Сейчас Колодец изучал изрытый черными точками угрей затылок Филина цвета побуревшего граната. Над воротом пиджака Филина торчала засаленная петля вешалки, из чего следовало, что дома за Филиным не следили, при неловком движении качнувшегося к рулю беломорника Мордасов различил лопнувший под мышкой рукав и, в жизни не видев жену Филина и его дочерей и его дома, удостоверился, что годы заката Филин проживет без ласки и участия близких.
Шпындро принюхивался к смеси запахов в салоне - дух рассола, переслоенного горлодером Филина - прикидывал, исчезнет ли смрад через день или два или кислым привкусом зависнет над подголовниками на неделю. Машина катила медленно, будто скорый его покупатель-литовец, спеленутый Крупняковым, притаился под заросшим акациями забором и укоризненно наблюдал за продвижением намеченного к продаже авто по ухабам и рытвинам улиц, ведущих к обиталищу Мордасова.
Перед Настурцией на прилавке лежала раскрытая пудреница - в зеркале отражалось тонкое лицо с синевой под глазами и синими же глазами, будто принадлежавшими девочке пяти лет, невинными и готовыми полыхнуть восторгом в любой миг. Настурция растягивала губы, показывая зубы и чуть поворачивая голову, прикидывая, ровно ли лежит помада.
Пыль клубилась над площадью и петрушечные и укропные ряды, составленные из грубо сколоченных ящиков, уныло серели перед такими же серыми женщинами без возраста в одеждах различных, но безцветьем и безликостью напоминающих униформу.
Краем глаза Настурция видела часть площади; дверь в ресторан, дверную ручку, обмотанную тряпкой на месте уже многолетней выбоины в пластмассе; Стручка, привалившегося к облупленному бронзовому монументу тощего пионера, состоящего почти целиком из галстука, явно тяжелого для тонких ножек дитя и утягивающего отрока к постаменту с надписью "Юность - наша надежда"... Все, что виделось Настурции в зеркале пудреницы, не двигалось и лишь по втекающей в площадь улице с бывшим названием "Алилуйка" и с нынешним "Ударного труда" крался - иного слова не подберешь, так медленно все происходило, - грузовик.
По другой улице, "Мартовской", не требующей переименования или во всяком случае благополучно избежавшей его, так как кроме названия месяца ответственные лица не усматривали подвоха, к площади подбирался автомобиль Шпындро.
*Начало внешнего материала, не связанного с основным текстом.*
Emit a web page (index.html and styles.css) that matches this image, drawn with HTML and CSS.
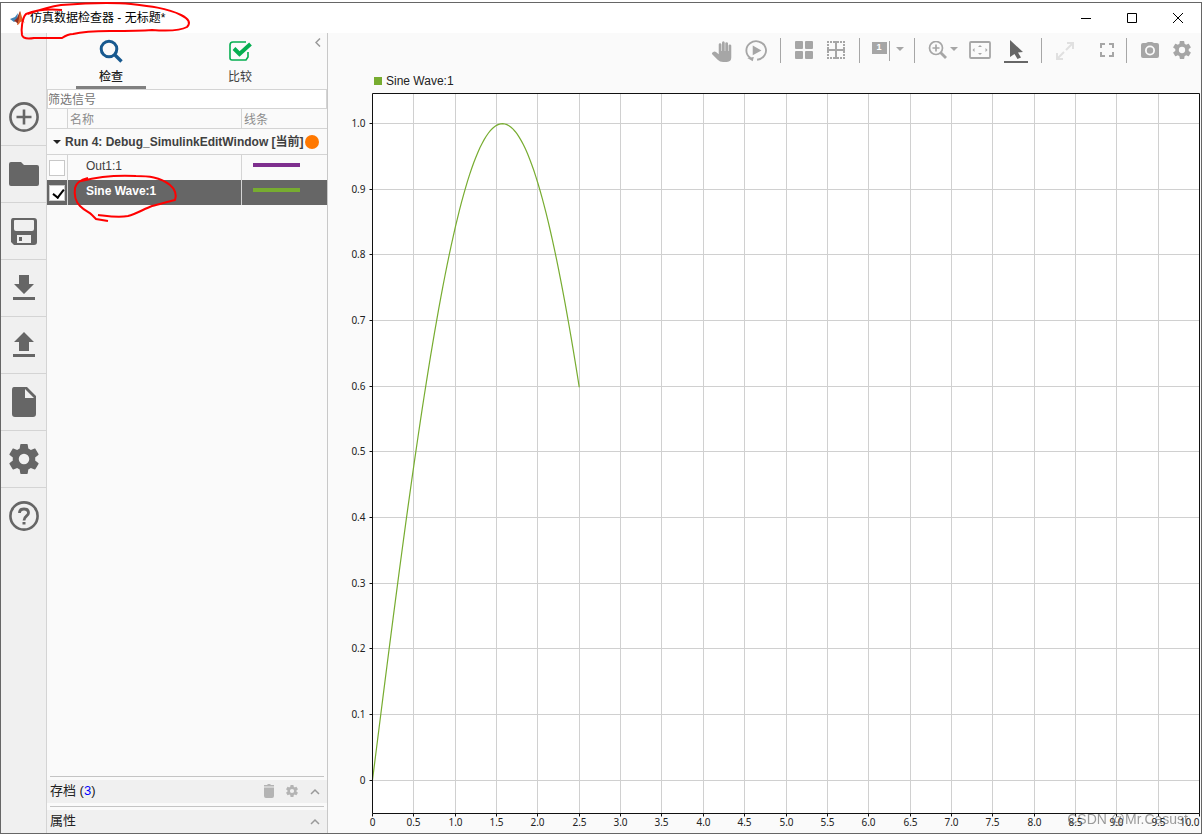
FILE: index.html
```html
<!DOCTYPE html>
<html lang="zh-CN">
<head>
<meta charset="utf-8">
<title>仿真数据检查器 - 无标题*</title>
<link rel="stylesheet" href="styles.css">
</head>
<body>
<svg class="defs" aria-hidden="true">
  <symbol id="gear" viewBox="2 2 20 20"><path d="M19.43 12.98c.04-.32.07-.64.07-.98s-.03-.66-.07-.98l2.11-1.65c.19-.15.24-.42.12-.64l-2-3.46c-.12-.22-.39-.3-.61-.22l-2.49 1c-.52-.4-1.08-.73-1.69-.98l-.38-2.65A.49.49 0 0 0 14 2h-4c-.25 0-.46.18-.49.42l-.38 2.65c-.61.25-1.17.59-1.69.98l-2.49-1c-.23-.09-.49 0-.61.22l-2 3.46c-.13.22-.07.49.12.64l2.11 1.65c-.04.32-.07.65-.07.98s.03.66.07.98l-2.11 1.65c-.19.15-.24.42-.12.64l2 3.46c.12.22.39.3.61.22l2.49-1c.52.4 1.08.73 1.69.98l.38 2.65c.03.24.24.42.49.42h4c.25 0 .46-.18.49-.42l.38-2.65c.61-.25 1.17-.59 1.69-.98l2.49 1c.23.09.49 0 .61-.22l2-3.46c.12-.22.07-.49-.12-.64l-2.11-1.65zM12 15.500a3.500 3.500 0 1 1 0-7 3.500 3.500 0 0 1 0 7z"/></symbol>
</svg>
<div class="window">
  <header class="titlebar">
    <svg class="logo" viewBox="0 0 16 16"><path d="M1 9l5-2 3-4-1 7-3 2z" fill="#3f83b5"/><path d="M5 11l3-3 3-7 1 4-3 9-2-2z" fill="#8f2f22"/><path d="M11 1c1 2 2 8 5 12-3-2-4-2-6 1-1 1-2 1-2 1 2-4 2-9 3-14z" fill="#e0662b"/></svg>
    <h1 class="title">仿真数据检查器 - 无标题*</h1>
    <div class="controls">
      <button aria-label="最小化"><svg viewBox="0 0 10 10"><path d="M0 5.500h10"/></svg></button>
      <button aria-label="最大化"><svg viewBox="0 0 10 10"><path d="M.5.5h9v9h-9z"/></svg></button>
      <button aria-label="关闭"><svg viewBox="0 0 10 10"><path d="M0 0l10 10M10 0L0 10"/></svg></button>
    </div>
  </header>
  <div class="body">
    <nav class="sidebar">
      <button aria-label="新建"><svg viewBox="0 0 30 30"><g fill="none" stroke="currentColor" stroke-width="2.600"><circle cx="15" cy="15" r="13.600"/><path d="M15 7.500v15M7.500 15h15"/></g></svg></button>
      <button aria-label="打开"><svg viewBox="0 0 30 30"><path d="M2 3h10l3 3h13q2 0 2 2v17q0 2-2 2H2q-2 0-2-2V5q0-2 2-2z"/></svg></button>
      <button aria-label="保存"><svg viewBox="0 0 30 30"><path fill-rule="evenodd" d="M4 2h21q3 0 3 3v21q0 3-3 3H5l-3-3V5q0-3 2-3zm2 2q-1 0-1 1v8q0 2 2 2h16q2 0 2-2V5q0-1-1-1zM8 19v8h14v-8zm2 2h3v4h-3z"/></svg></button>
      <button aria-label="导入"><svg viewBox="0 0 30 30"><path d="M10 2h10v9h5L15 21 5 11h5zM4 24h22v3H4z"/></svg></button>
      <button aria-label="导出"><svg viewBox="0 0 30 30"><path d="M15 2l10 10h-5v9H10v-9H5zM4 24h22v3H4z"/></svg></button>
      <button aria-label="报告"><svg viewBox="0 0 30 30"><path fill-rule="evenodd" d="M5 0h13l9 9v18q0 3-3 3H6q-3 0-3-3V3q0-3 2-3zm11 2v9h9z"/></svg></button>
      <button aria-label="设置"><svg><use href="#gear"/></svg></button>
      <button aria-label="帮助"><svg viewBox="0 0 30 30"><g fill="none" stroke="currentColor" stroke-width="2.600"><circle cx="15" cy="15" r="13.600"/><path d="M10.500 12q0-4 4.500-4t4.500 4c0 3-4.500 3-4.500 7.500" stroke-width="2.800"/></g><path d="M13.500 21h3v2.500h-3z"/></svg></button>
    </nav>
    <section class="panel">
      <div class="tabs">
        <button class="tab active"><svg class="line" viewBox="0 0 24 24" stroke="#18598f"><circle cx="10" cy="10" r="7.800" stroke-width="3"/><path d="M15.500 15.500l7 7" stroke-width="3.400"/></svg><span>检查</span></button>
        <button class="tab"><svg class="line" viewBox="0 0 24 24" stroke="#05ae50"><path d="M18 3H5Q2 3 2 6v13q0 2 2 2h14l2-3v-5" stroke-width="1.600"/><path d="M6 9.500l5.500 5.500L22.500 5" stroke-width="4"/></svg><span>比较</span></button>
        <button class="collapse" aria-label="折叠"><svg viewBox="0 0 6 9"><path d="M5 .5l-4 4 4 4"/></svg></button>
      </div>
      <input class="filter" type="text" placeholder="筛选信号" aria-label="筛选信号">
      <table class="signals">
        <colgroup><col class="c-check"><col><col class="c-line"></colgroup>
        <thead><tr><th></th><th>名称</th><th>线条</th></tr></thead>
        <tbody>
          <tr class="run"><td colspan="3"><div><i class="fold"></i><span>Run 4: Debug_SimulinkEditWindow [当前]</span><i class="dot"></i></div></td></tr>
          <tr><td><input type="checkbox" id="out1"></td><td class="name"><label for="out1">Out1:1</label></td><td><i class="swatch purple"></i></td></tr>
          <tr class="selected"><td><input type="checkbox" id="sine" checked></td><td class="name"><label for="sine">Sine Wave:1</label></td><td><i class="swatch green"></i></td></tr>
        </tbody>
      </table>
      <div class="drawer"><div class="drawer-bar"><span>存档 (<a href="#archive">3</a>)</span>
        <button aria-label="删除"><svg viewBox="0 0 12 14"><path d="M1 1h3l1-1h2l1 1h3v1.500H1zM1 3.500h10V12q0 2-2 2H3q-2 0-2-2z"/></svg></button>
        <button aria-label="存档设置"><svg><use href="#gear"/></svg></button>
        <button class="up" aria-label="展开存档"><svg viewBox="0 0 12 14"><path d="M2 10l4-4 4 4"/></svg></button></div></div>
      <div class="drawer"><div class="drawer-bar"><span>属性</span>
        <button class="up" aria-label="展开属性"><svg viewBox="0 0 12 14"><path d="M2 10l4-4 4 4"/></svg></button></div></div>
    </section>
    <main class="main">
      <div class="toolbar">
        <div class="group first">
          <button aria-label="平移"><svg viewBox="0 0 20 22"><path d="M2 12q1-1 2.500 0L7 14V5q0-1 1.200-1T9.500 5v6h.5V3.500Q10 2 11.200 2t1.300 1.500V11h.5V4q0-1 1.200-1t1.300 1v7h.5V6q0-1 1.200-1T18.500 6v11q0 4-4 4H11q-3 0-5-2l-5-5q-1-1 1-2z"/></svg></button>
          <button aria-label="重放"><svg viewBox="0 0 20 22"><path d="M5 17.500A9 8.500 0 1 1 11 19" fill="none" stroke="currentColor" stroke-width="1.700"/><path d="M7 6l8 4.500L7 15zM2 17.500l6-1-1 4z"/></svg></button>
        </div>
        <div class="group">
          <button aria-label="布局"><svg viewBox="0 0 20 20"><path d="M2 0h6q1 0 1 1v6q0 1-1 1H2Q1 8 1 7V1q0-1 1-1zM12 0h6q1 0 1 1v6q0 1-1 1h-6q-1 0-1-1V1q0-1 1-1zM2 10h6q1 0 1 1v6q0 1-1 1H2q-1 0-1-1v-6q0-1 1-1zM12 10h6q1 0 1 1v6q0 1-1 1h-6q-1 0-1-1v-6q0-1 1-1z"/></svg></button>
          <button aria-label="网格"><svg class="line" viewBox="0 1 20 20" stroke="currentColor" stroke-width="2"><path d="M1 2h2m1 0h2m1 0h2m2 0h2m1 0h2m1 0h2M1 18h2m1 0h2m1 0h2m2 0h2m1 0h2m1 0h2M2 4v2m0 1v2m0 2v2m0 1v2M18 4v2m0 1v2m0 2v2m0 1v2"/><path d="M10 1v18M1 10h18"/></svg></button>
        </div>
        <div class="group tight">
          <button class="cursor-count" aria-label="数据游标">1</button>
          <button class="caret" aria-label="游标选项"></button>
        </div>
        <div class="group zoomers">
          <button aria-label="放大"><svg class="line" viewBox="0 0 20 20" stroke="currentColor" stroke-width="1.700"><circle cx="8" cy="7" r="6.500"/><path d="M8 3.500v7M4.500 7h7"/><path d="M12.500 11.500l5.500 5.500" stroke-width="2.800"/></svg></button>
          <button class="caret" aria-label="缩放选项"></button>
          <button class="fit" aria-label="适应视图"><svg viewBox="0 0 22 20"><rect x="1" y="1" width="20" height="16" rx="1" fill="none" stroke="currentColor" stroke-width="1.800"/><path d="M9 6l2-2 2 2zM9 12l2 2 2-2zM5.500 7l-2 2 2 2zM16.500 7l2 2-2 2z"/></svg></button>
          <button class="pointer" aria-label="选择"><svg viewBox="0 0 20 20"><path d="M4 0l13 12-5 .5 3 5-3.500 1.500-3-5L4 17z"/></svg></button>
        </div>
        <div class="group wide">
          <button class="faded" aria-label="展开"><svg class="line" viewBox="0 0 20 20" stroke="currentColor" stroke-width="2"><path d="M12 2h6v6M18 2l-7 7M8 18H2v-6M2 18l7-7"/></svg></button>
          <button aria-label="全屏"><svg class="line" viewBox="0 0 20 20" stroke="currentColor" stroke-width="2"><path d="M4 7V3h4M12 3h4v4M16 11v4h-4M8 15H4v-4"/></svg></button>
        </div>
        <div class="group last">
          <button aria-label="快照"><svg viewBox="0 0 20 20"><path fill-rule="evenodd" d="M3 2h3l2-1h4l2 1h3q2 0 2 2v11q0 2-2 2H3q-2 0-2-2V4q0-2 2-2zm7 2.500a5 5 0 1 0 0 10 5 5 0 0 0 0-10z"/><circle cx="10" cy="9.500" r="3.200"/></svg></button>
          <button aria-label="图形设置"><svg class="cog"><use href="#gear"/></svg></button>
        </div>
      </div>
      <div class="legend"><i></i>Sine Wave:1</div>
      <div class="chart"><svg id="plot" role="img" aria-label="Sine Wave:1"></svg></div>
    </main>
  </div>
</div>
<svg class="marks" viewBox="0 0 230 230" aria-hidden="true"><path d="M62 10C50 9 36 10 26 14c-4 4-5 16-4 21 1 4 6 4 12 3l28 0c3-2 6-4 11-4 12-3 26-3 37-3 15 0 30 0 42-1 14 1 28 1 35-3 4-4 2-8-6-12-14-7-32-9-50-11-20-2-45-1-70 1-14 2-22 5-33 9"/><path d="M88 178c-8 2-12 5-13 10-1 7 1 14 5 18 5 5 9 6 12 9l4 4 12 2M98 215c9 1 20 3 30 1 8-2 16-7 24-10 8-2 15-4 23-6 2-5 0-11-5-15-10-8-22-9-34-9-18-1-39 1-55 5"/></svg>
<div class="watermark">CSDN @Mr.Casust</div>
<script src="chart.js"></script>
</body>
</html>
```
FILE: styles.css
```css
* { box-sizing: border-box; }
body { margin: 0; background: #fff; font: 12px/16px "Liberation Sans", "Noto Sans CJK SC", sans-serif; color: #404040; }
button { border: 0; padding: 0; background: none; color: inherit; font: inherit; display: flex; align-items: center; justify-content: center; }
svg { display: block; fill: currentColor; }
.line { fill: none; }
.defs { position: absolute; width: 0; height: 0; }
.window { margin-top: 2px; height: calc(100vh - 2px); border: 1px solid #666; display: flex; flex-direction: column; }
.titlebar { height: 30px; flex: none; display: flex; align-items: center; padding-left: 8px; background: #fff; color: #000; }
.logo { width: 16px; height: 16px; }
.title { margin: 0 auto 0 5px; font-size: 12px; font-weight: 400; }
.controls { display: flex; }
.controls button { width: 46px; height: 30px; }
.controls svg { width: 10px; height: 10px; fill: none; stroke: #000; overflow: visible; }
.body { flex: 1; min-height: 0; display: flex; background: #fafafa; }

.sidebar { width: 46px; flex: none; padding-top: 56px; background: #f0f0f0; border-right: 1px solid #d4d4d4; color: #666; }
.sidebar button { width: 100%; height: 57px; border-bottom: 1px solid #d4d4d4; }
.sidebar button:last-child { border-color: transparent; }
.sidebar svg { width: 30px; height: 30px; }

.panel { width: 281px; flex: none; display: flex; flex-direction: column; border-right: 1px solid #c8c8c8; }
.tabs { display: flex; height: 56px; padding: 0 29px; gap: 59px; position: relative; }
.tab { width: 70px; flex-direction: column; justify-content: flex-start; gap: 6px; padding-top: 6px; border-bottom: 3px solid transparent; }
.tab.active { border-color: #808080; font-weight: 500; color: #222; }
.tab svg { width: 24px; height: 24px; }
.collapse { position: absolute; top: 4px; right: 4px; width: 10px; height: 10px; }
.collapse svg { width: 6px; height: 9px; fill: none; stroke: #999; stroke-width: 1.5; }
.filter { height: 20px; flex: none; width: 100%; border: 1px solid #d4d4d4; padding: 1px 0 0; background: #fff; font: inherit; }
.filter::placeholder { color: #757575; }
.signals { width: 100%; table-layout: fixed; border-collapse: separate; border-spacing: 0; margin-bottom: auto; }
.c-check { width: 21px; }
.c-line { width: 85px; }
.signals th, .signals td { padding: 0; border-right: 1px solid #d4d4d4; text-align: left; line-height: 16px; }
.signals th:last-child, .signals td:last-child { border-right: 0; }
.signals th { height: 20px; padding: 2px 0 0 2px; font-weight: 400; color: #8c8c8c; border-bottom: 1px solid #d4d4d4; }
.signals td { height: 25px; }
.signals .run td { height: 26px; border-bottom: 1px solid #d4d4d4; }
.run div { display: flex; align-items: center; height: 24px; padding: 0 8px 0 6px; font-weight: 700; white-space: nowrap; }
.run span { margin: 0 auto 0 4px; }
.fold { border: 4px solid transparent; border-top-color: #222; border-bottom: 0; }
.dot { width: 14px; height: 14px; border-radius: 50%; background: #ff7800; flex: none; }
.signals .name { padding: 0 0 3px 18px; }
.signals input { appearance: none; display: block; width: 16px; height: 16px; margin: 0 auto 0 2px; border: 1px solid #c8c8c8; background: #fff; }
.signals input:checked::after { content: ""; display: block; width: 5px; height: 9px; margin: 1px 0 0 5px; border: solid #000; border-width: 0 2px 2px 0; transform: rotate(38deg); }
.selected td { background: #666; color: #fff; font-weight: 700; }
.swatch { display: block; width: 47px; height: 4px; margin: 0 0 5px 11px; }
.purple { background: #7e2f8e; }
.green { background: #77ac30; }
.drawer { padding-top: 3px; }
.drawer::before { content: ""; display: block; height: 1px; margin: 0 3px 3px; background: #c4c4c4; }
.drawer-bar { display: flex; align-items: center; gap: 11px; height: 23px; padding: 0 6px 2px 3px; background: #f0f0f0; color: #222; font-size: 13px; }
.drawer-bar span { margin-right: auto; }
.drawer-bar a { color: #00f; text-decoration: none; }
.drawer-bar button { color: #b4b4b4; }
.drawer-bar svg { width: 12px; height: 14px; }
.up svg { fill: none; stroke: #999; stroke-width: 1.5; }

.main { flex: 1; min-width: 0; display: flex; flex-direction: column; }
.toolbar { display: flex; justify-content: flex-end; height: 37px; flex: none; padding: 5px 9px 0 0; color: #a6a6a6; }
.group { display: flex; align-items: center; gap: 12px; height: 25px; padding: 0 13px; border-left: 1px solid #a6a6a6; }
.group svg { width: 20px; height: 20px; }
.group .cog { width: 18px; height: 18px; margin: 0 1px 2px; }
.group.first { border: 0; }
.group.first svg { width: 22px; height: 24px; }
.tight { gap: 6px; padding-right: 10px; padding-left: 12px; }
.cursor-count { width: 18px; height: 20px; padding: 0 3px 7px 0; border-right: 1px solid #a6a6a6; background: linear-gradient(#a6a6a6, #a6a6a6) 0 1px / 15px 12px no-repeat; color: #fff; font: 700 9px/12px "Liberation Sans", sans-serif; }
.caret { width: 8px; height: 4px; margin-bottom: 4px; border: 4px solid transparent; border-top-color: #a6a6a6; border-bottom: 0; }
.zoomers { gap: 2px; }
.zoomers .fit { margin: 0 11px 0 9px; }
.zoomers .fit svg { width: 22px; }
.pointer { width: 24px; height: 25px; border-bottom: 2px solid #666; color: #666; }
.wide { gap: 22px; padding-right: 9px; }
.faded { color: #e0e0e0; }
.last { padding-right: 0; }
.legend { display: flex; align-items: center; gap: 4px; height: 22px; flex: none; padding-left: 46px; color: #222; }
.legend i { width: 8px; height: 8px; background: #77ac30; }
.chart { flex: 1; min-height: 0; }
.chart svg { width: 100%; height: 100%; font: 10px "Noto Sans", sans-serif; fill: #222; }
.chart .grid { stroke: #d0d0d0; fill: none; }
.chart .axis { stroke: #111; fill: none; }
.chart .curve { stroke: #77ac30; stroke-width: 1.2; fill: none; }
.marks { position: absolute; left: 0; top: 0; width: 230px; height: 230px; fill: none; stroke: #f00; stroke-width: 2; pointer-events: none; }
.watermark { position: fixed; right: 14px; bottom: 6px; font-size: 14px; line-height: 18px; color: rgba(90, 90, 90, .6); pointer-events: none; }
```
FILE: chart.js
```js
const plot = document.getElementById("plot");

function draw() {
  const w = plot.clientWidth, h = plot.clientHeight;
  const left = 44.5, top = 1.5, right = w - 1.5, bottom = h - 19.5;
  const yMin = -0.051, yMax = 1.046;
  const x = v => left + v / 10 * (right - left);
  const y = v => bottom - (v - yMin) / (yMax - yMin) * (bottom - top);
  const snap = v => Math.floor(v) + 0.5;
  let grid = "", ticks = "", labels = "", curve = "";
  for (let i = 0; i <= 20; i++) {
    const px = snap(x(i / 2));
    if (i > 0 && i < 20) grid += `M${px} ${top}V${bottom}`;
    ticks += `M${px} ${bottom}v3`;
    const anchor = i === 20 ? "end" : "middle";
    labels += `<text x="${px}" y="${bottom + 12}" text-anchor="${anchor}">${i ? (i / 2).toFixed(1) : 0}</text>`;
  }
  for (let i = 0; i <= 10; i++) {
    const py = snap(y(i / 10));
    grid += `M${left} ${py}H${right}`;
    ticks += `M${left} ${py}h-3`;
    labels += `<text x="${left - 7}" y="${py + 3}" text-anchor="end">${i ? (i / 10).toFixed(1) : 0}</text>`;
  }
  for (let t = 0; t <= 100; t++) {
    const v = t / 40;
    curve += `${t ? "L" : "M"}${x(v)} ${y(Math.sin(v))}`;
  }
  plot.innerHTML = `<rect x="${left}" y="${top}" width="${right - left}" height="${bottom - top}" fill="#fff"/>` +
    `<path class="grid" d="${grid}"/><path class="curve" d="${curve}"/>` +
    `<path class="axis" d="M${left} ${top}H${right}V${bottom}H${left}Z${ticks}"/>${labels}`;
}

draw();
window.addEventListener("resize", draw);
```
Филина одолела жажда, неизвестно как на колени ему скакнула бутылка из-под виски со святой водой, начальник Шпындро отвинтил пробку, кадык его, такой же гранатово бурый, что и затылок, запрыгал в такт бульканью. Шпындро отвлекся, машина как раз выскакивала на площадь, "Алилуйка" выплевывала на площадь грузовик и капоты машин стремительно сближались в неизбежности столкновения.
Настурция видела в пудренице, как сине-белое рыло самосвала подмяло легковушку, отшвырнуло в сторону, а само, неспешно, будто в воде, преодолевая плотную среду потянулось к бронзовому пионеру, поддало постамент и длинный конец галстука треснул, надломился, и как в замедленной съемке стал падать вниз, как раз на голову Стручку. Стручок видел все и мог бы, наверное, улизнуть из-под копьеразящего конца галстука, но давно смирившись с неизбежностью жизненных проявлений любого свойства покорно ждал, пока его пропитанная многолетними потами кепка примет удар гипсового куска.
Тишина... и вдруг заголосили укропные и петрушечные ряды, форточка над Настурцией ожила ором, продавщица вскочила, выронила пудреницу и, ужаснувшись, увидела - зеркало вдребезги. Быть беде!
Крупняков старался не замечать жену Шпындро и ждал, когда же окунется в знакомое ощущение, а именно: вот она подходит к входным дверям, сбрасывает цепочку, тянет на себя бронзовую, покалывающую финтифлюшками ладонь ручку, открывается площадка, шахта лифта в панцирных сетках кроватей сороковых годов, неловкие слова, поддельный поцелуй, хлопает дверь лифта, хлопает входная дверь - ушла! и облегчение снисходит на Крупнякова, развалившегося в халате и окидывающего ласковым взором вечную забитость своего жилья.
Аркадьева замерла у окна: хорошо, что хоть молчит, думала, станет балаболить, нарываться на похвалы, затеет дурацкий разговор о будущем или попытается утопить ее в смешках. Неловкости не было, пустая, но пристойная тишина, как после тяжелой болезни, когда приходишь в себя или как после невосполнимой утраты, когда скорбь на излете и все большую власть забирает смирение.